The 916: Puzzling Situation


When my friend floated the idea of going to a puzzle room for her birthday, I hesitated. I’d heard of puzzle rooms—also called escape rooms—but the concept seemed slightly claustrophobic to me. You’re locked in a room and cannot get out unless you and your teammates solve a series of puzzles based on themed clues—within a time limit. “This sounds a lot like ‘Saw,’” I said, thinking of the horror-film series featuring deadly traps and puzzles. I hadn’t actually seen any of those movies, because The New York Times crossword is torturous enough, but I knew enough to worry.

“It’s not like that,” she assured me and a group of our mutual friends, but I remained skeptical. It’s rare that I play well with others. I tend to retreat when pushed to perform. I couldn’t see a puzzle room activity with friends ending well, especially if she was wrong and this was like “Saw” and someone staggered out missing a foot. 

I did my research. Golden Puzzle Rooms in Sacramento offered only one puzzle at that point, with the theme of “Vampire’s Study.” OK, I like vampires. If it were zombies, I would say forget it. Zombie stories never end well and vampires are always much better looking.

We’d have one hour to solve the puzzle. We didn’t need to be walking Wikipedias of esoteric wisdom, according to Golden Puzzle Rooms’ website: “All of our puzzles can be solved with basic logic and teamwork using clues within the room. . . . We designed the game to be a test of fluid intelligence and teamwork rather than creating puzzles with answers that are obscure.” Once again, my vast knowledge of ’80s pop culture would not be needed.

Six of us bought tickets ($30 apiece, base price, for an hour). When the night for puzzling arrived, we gathered in the alley by a gold-painted door. Once upstairs, we met our host, Carter, a lanky young man with infinite patience, and he explained the rules: no cell phones, no moving furniture, what would happen in an emergency. We could ask him up to three questions if we needed help. No mention of “Saw.” This was a good sign.

The room itself was sparsely decorated; every item of furniture, every wall hanging had a purpose. Carter turned over an hourglass on the bar: The countdown was on. My friend sprang to one of the puzzles, and the others trailed behind her. I hung back a little and quietly studied the puzzles closest to me, telling myself not to make anything too hard and occasionally reminding my friends not to overthink anything.

I was proud of myself when I solved a clue on my own: I nested three glasses painted with patterns and—voila!—a number appeared. Another puzzle I attempted was much harder: fitting tiles together in a small box to display a riddle written on the pieces.
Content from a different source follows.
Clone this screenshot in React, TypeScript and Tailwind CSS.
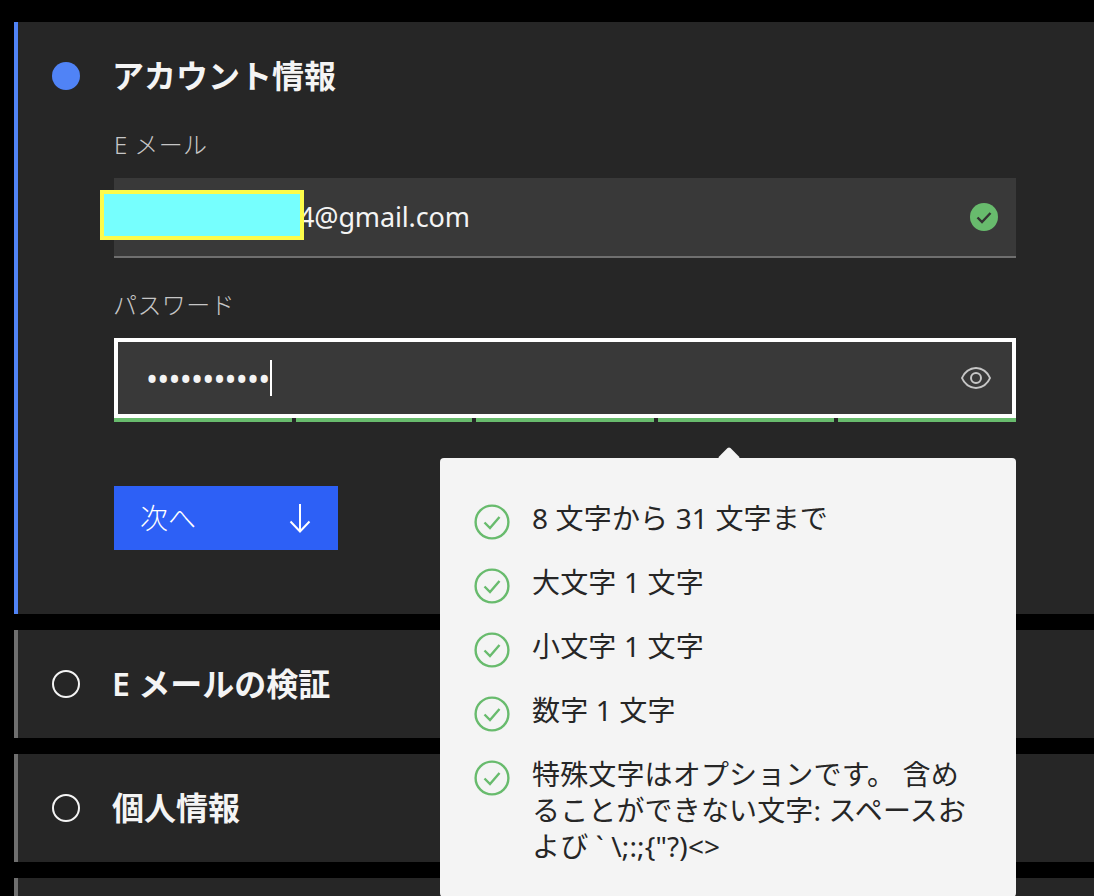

Many puzzles were reminiscent of games from my youth: finding patterns in a series of images, alphanumeric cyphers, cryptic riddles and so forth. 
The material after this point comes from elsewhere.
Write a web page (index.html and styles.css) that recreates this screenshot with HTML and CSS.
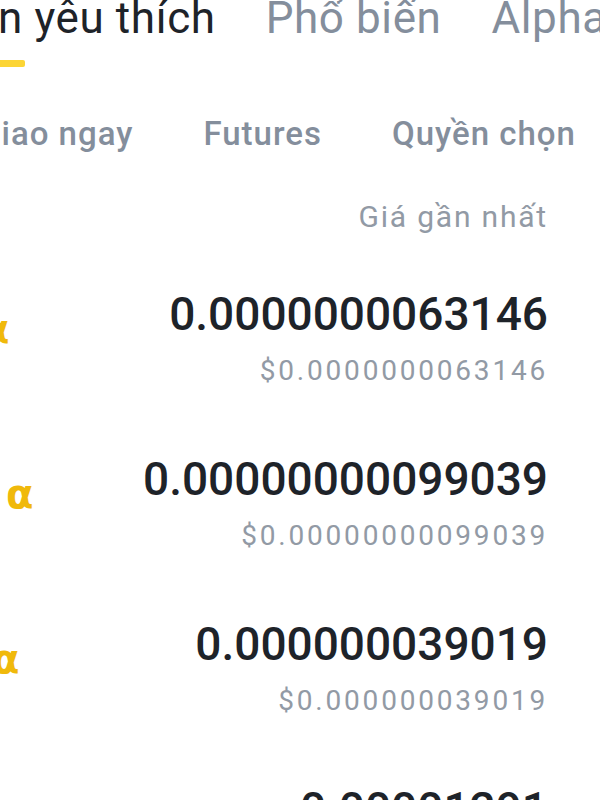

My friends either grouped up to solve the puzzles scattered throughout the room or went it alone for a bit. When people are frantic, I often rebel by slowing way down, and my near-indolence actually helped resolve a couple of puzzles that had been hurriedly solved and therefore didn’t work to open the alphanumeric combination locks in the room. I was fascinated by how many times my friends second-guessed themselves or didn’t speak up with their ideas on how to solve a puzzle, especially when paired up with others. We ultimately didn’t escape the Vampire’s Study within an hour, but Carter was kind enough to let us out, even showing us solutions to puzzles we had nearly solved.

Would I do it again? I doubt it. While I enjoy many puzzles, the time pressure takes away from the fun of the process for me. And I’m still not completely convinced it’s not like “Saw.”